Is there a reason Oscar Winner™ Brie Larson’s eyes open 25 percent more than everyone else’s? All her characters wander in a state of semi-astonishment, infusing each performance with a wide-eyed affectation.
Larson’s caffeinated eyelids stand out even more in Ben Wheatley’s Free Fire, a solid mashup of Reservoir Dogs and The Hunger Games. The set-up here is genius. Two groups of Tarantino-lite criminals (including Armie Hammer, Cillian Murphy, Sharlto Copley, and a handful of other Caucasian characters actors) meet in an abandoned warehouse to exchange a large quantity of guns. A volatile dispute erupts, catapulting the motley crew of retro-dressed thugs into a 90-minute gunfight that crescendos in fantastic eruptions of fire and steel and blood.
Maybe Larson’s constant bewilderment is due to the fact that she’s the lone female in an otherwise stellar cast which could certainly use more women and unwhite men. My weed gets delivered by a wide assortment of people—a Venezuelan teenager, an Orthodox Jewish hipster, a tattooed white girl, a seven-foot tall black guy named Spartacus I. (“Spelled backwards,” he explained to me, “it’s ‘I suck at raps.’) Point is: Criminal organizations skew diverse.
Before the showing, my Orthodox Jewish friend arrived with some Sour Diesel. A rare sativa that smokes like an indica, an afternoon puff of this overpoweringly skunky classic turned my walls kaleidoscopic. Immediately after imbibing, I had to lay down. There, I wrote profound realizations about the direction my life was taking. Sour Diesel will Tony Robbins the shit out of your psyche.

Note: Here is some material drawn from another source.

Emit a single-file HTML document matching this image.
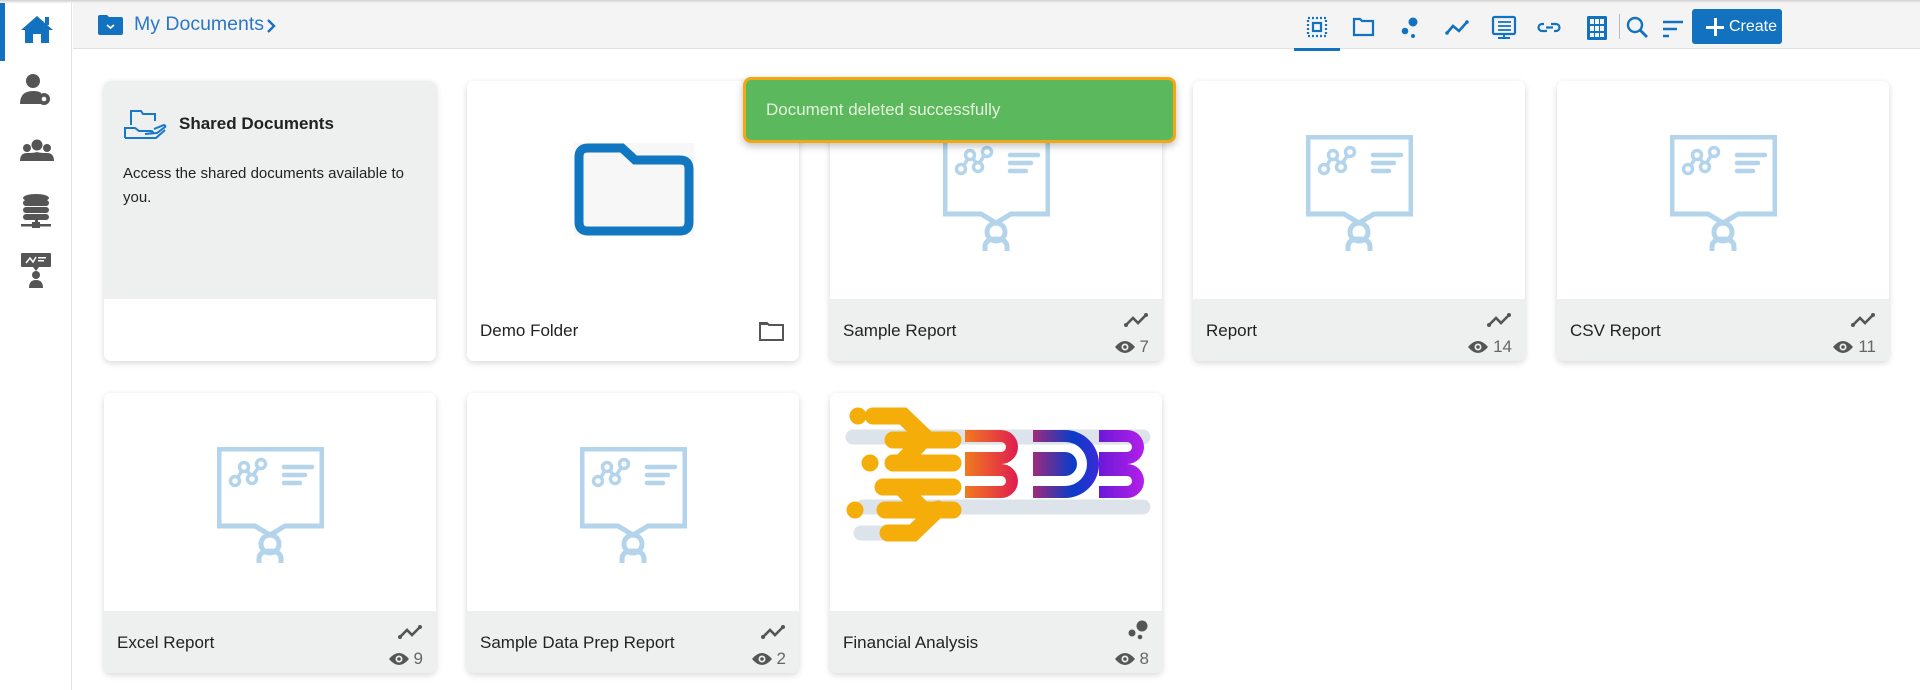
<!DOCTYPE html>
<html><head><meta charset="utf-8">
<style>
*{box-sizing:border-box;margin:0;padding:0}
body{width:1920px;height:690px;overflow:hidden;background:#fff;font-family:"Liberation Sans",sans-serif;position:relative}
.side{position:absolute;left:0;top:0;width:72px;height:690px;background:#fff;border-right:1px solid #e3e3e3}
.act{position:absolute;left:0;top:0;width:5px;height:61px;background:#1272c0}
.top{position:absolute;left:73px;top:0;right:0;height:49px;background:#f4f4f4;border-bottom:1px solid #e2e2e2}
.shadow{position:absolute;left:0;top:0;width:1920px;height:3px;background:linear-gradient(#d0d0d0,#f4f4f4)}
.card{position:absolute;width:332px;height:280px;background:#fff;border-radius:7px;box-shadow:0 2px 7px rgba(0,0,0,.16);overflow:hidden}
.foot{position:absolute;left:0;bottom:0;width:100%;height:62px;background:#eef0f0}
.name{position:absolute;left:13px;top:22px;font-size:17px;color:#222}
.views{position:absolute;right:13px;top:38px;font-size:17px;color:#666;display:flex;align-items:center;gap:5px}
.ln{position:absolute;right:13px;top:13px}
.ic{position:absolute}
</style></head><body>
<div class="side"><div class="act"></div>
<svg class="ic" style="left:20px;top:14px" width="34" height="30" viewBox="0 0 34 30"><path d="M17 2 L1 16 L5 16 L5 29 L13 29 L13 20 L21 20 L21 29 L29 29 L29 16 L33 16 Z" fill="#1272c0"/><rect x="25" y="3" width="4" height="8" fill="#1272c0"/></svg>
<svg class="ic" style="left:20px;top:74px" width="32" height="32" viewBox="0 0 32 32"><circle cx="13" cy="7" r="7" fill="#555"/><path d="M0 30 Q0 17 13 17 Q19 17 21 19 L21 30 Z" fill="#555"/><circle cx="24" cy="25" r="6" fill="#555"/><circle cx="24" cy="25" r="2.3" fill="#fff"/></svg>
<svg class="ic" style="left:20px;top:139px" width="34" height="24" viewBox="0 0 34 24"><circle cx="17" cy="6" r="5.5" fill="#555"/><circle cx="7" cy="9" r="4" fill="#555"/><circle cx="27" cy="9" r="4" fill="#555"/><path d="M0 22 Q0 14 7 14 Q14 14 17 13 Q20 14 27 14 Q34 14 34 22 Z" fill="#555"/></svg>
<svg class="ic" style="left:21px;top:194px" width="30" height="35" viewBox="0 0 30 35"><ellipse cx="15" cy="4" rx="13" ry="4" fill="#555"/><rect x="2" y="6" width="26" height="6" rx="3" fill="#555"/><rect x="2" y="13" width="26" height="6" rx="3" fill="#555"/><rect x="2" y="20" width="26" height="6" rx="3" fill="#555"/><rect x="14" y="26" width="3" height="5" fill="#555"/><rect x="0" y="30" width="30" height="2.5" fill="#555"/><rect x="11" y="28" width="8" height="6" fill="#555"/></svg>
<svg class="ic" style="left:21px;top:253px" width="30" height="35" viewBox="0 0 30 35"><rect x="0" y="0" width="30" height="14" rx="1" fill="#555"/><path d="M5 10 L9 5 L12 9 L15 4" stroke="#fff" stroke-width="1.5" fill="none"/><rect x="17" y="4" width="8" height="1.5" fill="#fff"/><rect x="17" y="7" width="6" height="1.5" fill="#fff"/><path d="M12 14 L15 18 L18 14Z" fill="#555"/><circle cx="15" cy="22" r="4" fill="#555"/><path d="M8 35 Q8 27 15 27 Q22 27 22 35Z" fill="#555"/></svg>
</div>
<div class="top">
<svg class="ic" style="left:25px;top:15px" width="25" height="20" viewBox="0 0 25 20"><path d="M0 2 Q0 0 2 0 L9 0 L11 2 L23 2 Q25 2 25 4 L25 18 Q25 20 23 20 L2 20 Q0 20 0 18Z" fill="#1272c0"/><path d="M9 10 L12.5 13 L16 10" stroke="#fff" stroke-width="1.8" fill="none"/></svg>
<div style="position:absolute;left:61px;top:13px;font-size:19.5px;color:#2a78c6">My Documents</div>
<svg class="ic" style="left:193px;top:19px" width="10" height="14" viewBox="0 0 10 14"><path d="M2 1 L8 7 L2 13" stroke="#1a6fc0" stroke-width="2.4" fill="none"/></svg>
</div>
<div class="shadow"></div>
<!-- toolbar -->
<svg class="ic" style="left:1294px;top:10px" width="320" height="42" viewBox="1294 10 320 42">
<g fill="none" stroke="#1272c0" stroke-width="2.2">
<rect x="1308" y="18" width="18" height="18" stroke-dasharray="2 2"/><rect x="1313" y="23" width="8" height="8"/>
<path d="M1354 19 L1360 19 L1362 21 L1373 21 L1373 35 L1354 35 Z"/>
<path d="M1447 33 L1453 26 L1459 31 L1467 22" stroke-width="2.6"/>
<rect x="1493" y="17" width="22" height="17" rx="1.5"/><path d="M1498 22 h13 M1498 26 h13 M1498 30 h13" stroke-width="1.8"/>
<path d="M1544 24 h-2 a3.5 3.5 0 0 0 0 7 h5 M1554 31 h2 a3.5 3.5 0 0 0 0 -7 h-5 M1546 27.5 h7"/>
</g>
<rect x="1503" y="34" width="2" height="3" fill="#1272c0"/><rect x="1498" y="37" width="12" height="2" fill="#1272c0"/>
<circle cx="1413" cy="22" r="4.5" fill="#1272c0"/><circle cx="1405" cy="31" r="3.3" fill="#1272c0"/><circle cx="1413" cy="36" r="2" fill="#1272c0"/>
<circle cx="1447" cy="33" r="1.8" fill="#1272c0"/><circle cx="1467" cy="22" r="1.8" fill="#1272c0"/>
<g fill="#1272c0"><rect x="1587" y="16" width="20" height="24" rx="1.5"/></g>
<g fill="#f4f4f4"><rect x="1590" y="19" width="4" height="5"/><rect x="1595" y="19" width="4" height="5"/><rect x="1600" y="19" width="4" height="5"/><rect x="1590" y="26" width="4" height="5"/><rect x="1595" y="26" width="4" height="5"/><rect x="1600" y="26" width="4" height="5"/><rect x="1590" y="33" width="4" height="4"/><rect x="1595" y="33" width="4" height="4"/><rect x="1600" y="33" width="4" height="4"/></g>
<rect x="1294" y="48" width="46" height="3" fill="#1272c0"/>
</svg>
<div style="position:absolute;left:1619px;top:14px;width:1px;height:25px;background:#bbb"></div>
<svg class="ic" style="left:1625px;top:14px" width="70" height="28" viewBox="0 0 70 28"><circle cx="10" cy="11" r="7" fill="none" stroke="#1272c0" stroke-width="2.4"/><path d="M15 16 L22 23" stroke="#1272c0" stroke-width="2.8"/><path d="M38 8 h20 M38 15 h14 M38 22 h6" stroke="#1272c0" stroke-width="2.4"/></svg>
<div style="position:absolute;left:1692px;top:9px;width:90px;height:35px;background:#1272c0;border-radius:3px;color:#fff;font-size:16px;line-height:35px;padding-left:37px">Create</div>
<div style="position:absolute;left:1714px;top:18px;width:2.5px;height:18px;background:#fff"></div><div style="position:absolute;left:1706px;top:26px;width:18px;height:2.5px;background:#fff"></div>

<!-- cards -->
<div class="card" style="left:104px;top:81px;background:#eef0f0">
<div class="foot" style="background:#fff"></div>
<svg class="ic" style="left:19px;top:28px" width="44" height="30" viewBox="0 0 44 30"><path d="M8 16 L8 2 L18 2 L20 5 L32 5 L32 12 M2 29 L2 19 L12 19 L16 22 L28 22 Q30 22 30 24 L22 25 L34 24 L42 18 Q43 17 41 16 L31 20" fill="none" stroke="#1a78c8" stroke-width="2"/><path d="M2 29 L33 29 L42 21" fill="none" stroke="#1a78c8" stroke-width="2"/></svg>
<div style="position:absolute;left:75px;top:33px;font-size:17px;font-weight:bold;color:#222">Shared Documents</div>
<div style="position:absolute;left:19px;top:81px;width:300px;font-size:15px;line-height:24px;color:#222">Access the shared documents available to you.</div>
</div>

<div class="card" style="left:467px;top:81px">
<svg class="ic" style="left:107px;top:62px" width="120" height="93" viewBox="0 0 120 93"><rect x="0" y="0" width="120" height="93" fill="#f7f7f8"/><path d="M5 14 Q5 5 14 5 L48 5 L61 17 L106 17 Q115 17 115 26 L115 79 Q115 88 106 88 L14 88 Q5 88 5 79 Z" fill="none" stroke="#1177c0" stroke-width="9"/></svg>
<div class="foot" style="background:#fff"><div class="name">Demo Folder</div>
<svg class="ic" style="left:292px;top:22px" width="25" height="20" viewBox="0 0 25 20"><path d="M1 2 L8 2 L10 4 L24 4 L24 19 L1 19 Z" fill="none" stroke="#555" stroke-width="2"/><path d="M1 2 L8 2 L10 4 L1 4Z" fill="#555"/></svg></div>
</div>

<svg width="0" height="0" style="position:absolute"><defs>
<symbol id="rep" viewBox="0 0 107 116"><g fill="none" stroke="#b3d4ea" stroke-width="5"><path d="M2 2 H105 V79 H68 L53 88 L38 79 H2 Z"/><circle cx="53" cy="97" r="9"/><path d="M42 116 V112 Q42 104 53 104 Q64 104 64 112 V116"/><path d="M20 32 L27 20 L35 30 L43 18" stroke-width="3.5"/><path d="M67 20 H95 M67 28 H88 M67 36 H83" stroke-width="4.5" stroke-linecap="round"/></g><g fill="#fff" stroke="#b3d4ea" stroke-width="3.5"><circle cx="18" cy="34" r="4.5"/><circle cx="27" cy="20" r="4.5"/><circle cx="35" cy="32" r="4.5"/><circle cx="44" cy="17" r="4.5"/></g></symbol>
<symbol id="line" viewBox="0 0 26 16"><path d="M3 13 L10 6 L15 11 L23 3" stroke="#555" stroke-width="2.6" fill="none"/><circle cx="3" cy="13" r="2" fill="#555"/><circle cx="23" cy="3" r="2" fill="#555"/></symbol>
<symbol id="eye" viewBox="0 0 20 14"><path d="M0 7 Q10 -5 20 7 Q10 19 0 7Z" fill="#555"/><circle cx="10" cy="7" r="3.5" fill="#eef0f0"/><circle cx="10" cy="7" r="1.8" fill="#555"/></symbol>
</defs></svg>

<div class="card" style="left:830px;top:81px"><svg class="ic" style="left:113px;top:54px" width="107" height="116"><use href="#rep"/></svg><div class="foot"><div class="name">Sample Report</div><svg class="ln" width="26" height="16"><use href="#line"/></svg><div class="views"><svg width="20" height="14"><use href="#eye"/></svg>7</div></div></div>
<div class="card" style="left:1193px;top:81px"><svg class="ic" style="left:113px;top:54px" width="107" height="116"><use href="#rep"/></svg><div class="foot"><div class="name">Report</div><svg class="ln" width="26" height="16"><use href="#line"/></svg><div class="views"><svg width="20" height="14"><use href="#eye"/></svg>14</div></div></div>
<div class="card" style="left:1557px;top:81px"><svg class="ic" style="left:113px;top:54px" width="107" height="116"><use href="#rep"/></svg><div class="foot"><div class="name">CSV Report</div><svg class="ln" width="26" height="16"><use href="#line"/></svg><div class="views"><svg width="20" height="14"><use href="#eye"/></svg>11</div></div></div>

<div class="card" style="left:104px;top:393px"><svg class="ic" style="left:113px;top:54px" width="107" height="116"><use href="#rep"/></svg><div class="foot"><div class="name">Excel Report</div><svg class="ln" width="26" height="16"><use href="#line"/></svg><div class="views"><svg width="20" height="14"><use href="#eye"/></svg>9</div></div></div>
<div class="card" style="left:467px;top:393px"><svg class="ic" style="left:113px;top:54px" width="107" height="116"><use href="#rep"/></svg><div class="foot"><div class="name">Sample Data Prep Report</div><svg class="ln" width="26" height="16"><use href="#line"/></svg><div class="views"><svg width="20" height="14"><use href="#eye"/></svg>2</div></div></div>
<div class="card" style="left:830px;top:393px">
<svg class="ic" style="left:13px;top:14px" width="310" height="140" viewBox="0 0 310 140">
<defs><linearGradient id="g1" x1="0" x2="1"><stop offset="0" stop-color="#f07a20"/><stop offset="1" stop-color="#e01c50"/></linearGradient><linearGradient id="g2" x1="0" x2="1"><stop offset="0" stop-color="#a02a7a"/><stop offset=".6" stop-color="#0a3cc8"/><stop offset="1" stop-color="#3a2ad8"/></linearGradient><linearGradient id="g3" x1="0" x2="1"><stop offset="0" stop-color="#6a1ad8"/><stop offset="1" stop-color="#b41ee8"/></linearGradient></defs>
<g stroke-linecap="round" fill="none">
<path d="M10 30 H300 M20 100 H300 M18 126 H60" stroke="#dde3ea" stroke-width="15"/>
<path d="M30 9 H60 L85 33 M50 33 H110 M50 56 H110 M40 80 H110 M42 103 H110 M45 126 H70 L95 102 M58 56 L80 33 M58 80 L80 103" stroke="#f5ad0a" stroke-width="17"/>
</g>
<g fill="#f5ad0a"><circle cx="15" cy="9" r="8.5"/><circle cx="27" cy="56" r="8.5"/><circle cx="12" cy="103" r="8.5"/></g>
<path d="M122 23 H158 A17 17 0 0 1 158 57 A17 17 0 0 1 158 91 H122 V79 H158 A5 5 0 0 0 158 69 H122 V45 H158 A5 5 0 0 0 158 35 H122 Z" fill="url(#g1)"/>
<path d="M190 23 H222 A34 34 0 0 1 222 91 H190 V79 H222 A22 22 0 0 0 222 35 H190 Z M190 45 H222 A12 12 0 0 1 222 69 H190 Z" fill="url(#g2)"/>
<path d="M256 23 H284 A17 17 0 0 1 284 57 A17 17 0 0 1 284 91 H256 V79 H284 A5 5 0 0 0 284 69 H256 V45 H284 A5 5 0 0 0 284 35 H256 Z" fill="url(#g3)"/>
</svg>
<div class="foot"><div class="name">Financial Analysis</div>
<svg class="ln" width="22" height="20" viewBox="0 0 22 20" style="top:9px"><circle cx="15" cy="6" r="5.5" fill="#555"/><circle cx="5" cy="13" r="3.5" fill="#555"/><circle cx="13" cy="17" r="2.3" fill="#555"/></svg>
<div class="views"><svg width="20" height="14"><use href="#eye"/></svg>8</div></div></div>

<!-- toast -->
<div style="position:absolute;left:743px;top:77px;width:433px;height:66px;background:#5cb85c;border:3px solid #f3a712;border-radius:8px;box-shadow:0 3px 8px rgba(0,0,0,.25);color:#e4f3dc;font-size:17px;line-height:60px;padding-left:20px">Document deleted successfully</div>
</body></html>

I rarely watch movies in the company of other critics, but this week I had gotten a pass to attend Free Fire in a tiny screening room off Park Avenue. Entering with an aroma of weed smoke trailing me like Pig Pen’s dust cloud, I immediately felt all the critics turn to look at me, as if somewhere a Western piano stopped playing. I hunkered into my seat. The critic next to me visibly recoiled at my Diesel-infused clothing.
Free Fire is not a movie to be watched with the overly analytical. I began to imagine the other critics as Skeksis – calcified intelligences so concerned with the archaic group dynamic that they fear voicing their own wicked desires, lest they be cut down. I was the only one in the audience laughing audibly at the gallows humor of Free Fire – men getting shot in the face, their heads crushed under the tires of vans, brains pouring out of their still-alive skulls.
Free Fire is a CGI-free throwback to 90s pulp thrillers, where concept and style eclipses budget and marketing. An antidote to last week’s The Fate of the Furious, the movie is best watched high in the company of someone who would laugh at Marvin’s demise in Pulp Fiction. Squares stay home.